As the frame 20 moves downward, or once the frame 20 has reached its lowest point, at least two of the arms 28 can be closed around the UUV 12. Eventually, the flexible straps 40 will contact the UUV 12 and the shape of the flexible straps 40 will change or adjust as result of the contact.
In some embodiments, less than all of the arms 28 will close around the UUV 12. Accordingly, the processes may include recognizing a size or type of the UUV 12, and then selecting the appropriate number or arrangement of arms 28 necessary for recovering the UUV 12. Based on this recognition only some of the arms 28 may be moved to the closed configuration around the UUV, and the remaining arms 28 may remain in the opened configuration.
The process may also include a step of adjusting a tension of the straps 40. This may occur in response to the recognizing of a size and type of the UUV 12, or it may occur automatically. Therefore, the adjustment of the tension may occur before the flexible straps 40 contact the UUV 12, or as the flexible straps 40 contact the UUV 12.
Eventually, the arms 28 will be rotated to the closed position, which the UUV 12 is supported by the straps 40. Accordingly, the frame 20 may be raised upward towards the gantry 18 to remove the UUV 12 from the water. The UUV 12 may be raised to a level which allow the recovery vehicle 14 to perform one or more recovery processes on the UUV 12.
Accordingly, although not depicted as such the recovery vehicle 14 includes one or more transceivers, transmitters, receivers, ports, connectors, chargers, and other devices that allow for both wired and unwired electrical connection and communication between the UUV 12 and the recovery vehicle 14 and allow for a recovery process to be performed. For example, data can be uploaded from the UUV 12 to the recovery vehicle 14 or another device in communication with the UUV 12 via the recovery vehicle 14. Additionally, data can be downloaded to the UUV 12 from the recovery vehicle 14 or another device in communication with the UUV 12 via the recovery vehicle 14. Similarly, the recovery vehicle 14 can provide electrical energy to the UUV 12 to charge batteries on the UUV 12.
Thus, the process may include creating at least one electrical connection between the recovery vehicle 14 and the UUV 12. The electrical connection may be a wired or a wireless connection, such as GSM, CDMA, Wi-Fi, WiMAX, Bluetooth. Once the electrical connection is established, at least one recovery process may be performed on the UUV 12. Again, by “recovery process” it is meant that data is exchanged between the UUV 12 and the recovery vehicle 14 (or another computer/controller) and/or energy is transferred between the UUV 12 and the recovery vehicle 14.

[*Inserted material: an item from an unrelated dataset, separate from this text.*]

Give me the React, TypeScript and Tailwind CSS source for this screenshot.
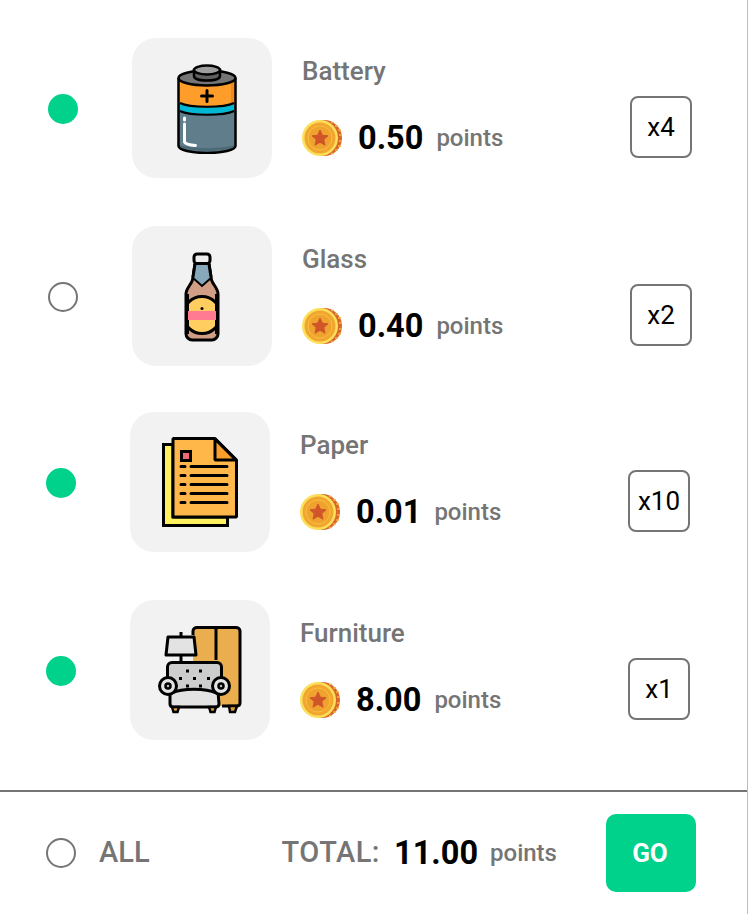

To deploy the UUV 12, either after it has been recovered or for an initial deployment, the frame 20 may be lowered downward away from the gantry 18. Once the frame 20 has reached its end of travel, the arms 28 that are closed around the UUV 12 may be moved to the opened configuration and the UUV 12 will be released.
In sum, the present invention provides devices and methods for recovering a UUV with a soft capture technique which does not require exact positioning for recovery and can be utilized to recover UUVs with different sizes and/or shapes.
The devices described and process described herein may utilize a controller or a computing device comprising a processing and a memory which has stored therein computer-executable instructions for implementing the processes described herein. The controller or a computing device may be any suitable devices configured to cause a series of steps to be performed so as to implement the various methods or steps such that instructions, when executed by the computing device or other programmable apparatus, may cause the functions/acts/steps specified in the methods described herein to be executed. The processing unit may comprise, for example, any type of general-purpose microprocessor or microcontroller, a digital signal processing (DSP) processor, a central processing unit (CPU), an integrated circuit, a field programmable gate array (FPGA), a reconfigurable processor, other suitably programmed or programmable logic circuits, or any combination thereof.
The memory may be any suitable known or other machine-readable storage medium. The memory may comprise non-transitory computer readable storage medium such as, for example, but not limited to, an electronic, magnetic, optical, electromagnetic, infrared, or semiconductor system, apparatus, or device, or any suitable combination of the foregoing. The memory may include a suitable combination of any type of computer memory that is located either internally or externally to the device such as, for example, random-access memory (RAM), read-only memory (ROM), compact disc read-only memory (CDROM), electro-optical memory, magneto-optical memory, erasable programmable read-only memory (EPROM), and electrically-erasable programmable read-only memory (EEPROM), Ferroelectric RAM (FRAM) or the like. The memory may comprise any storage means (e.g., devices) suitable for retrievably storing the computer-executable instructions executable by the controller or a computing device.
The methods and steps described herein may be implemented in a high-level procedural or object-oriented programming or scripting language, or a combination thereof, to communicate with or assist in the operation of the controller or computing device. Alternatively, the methods and systems described herein may be implemented in assembly or machine language. The language may be a compiled or interpreted language. Program code for implementing the methods and systems for recovering and/or deploying a UUV described herein may be stored on the storage media or the device, for example a ROM, a magnetic disk, an optical disc, a flash drive, or any other suitable storage media or device. The program code may be readable by a general or special-purpose programmable computer for configuring and operating the computer when the storage media or device is read by the computer to perform the procedures described herein.
Computer-executable instructions may be in many forms, including program modules, executed by one or more computers or other devices. Generally, program modules include routines, programs, objects, components, data structures, etc., that perform particular tasks or implement particular abstract data types. Typically, the functionality of the program modules may be combined or distributed as desired in various embodiments.
As is apparent from the foregoing specification, the invention is susceptible of being embodied with various alterations and modifications which may differ particularly from those that have been described in the preceding specification and description. It should be understood that I wish to embody within the scope of the patent warranted hereon all such modifications as reasonably and properly come within the scope of my contribution to the art.
This invention was made with government support under the Design of an Autonomous Coastal Monitor WC133R18CN0086 awarded by the National Oceanographic and Atmospheric Agency. The government may have certain rights in the invention.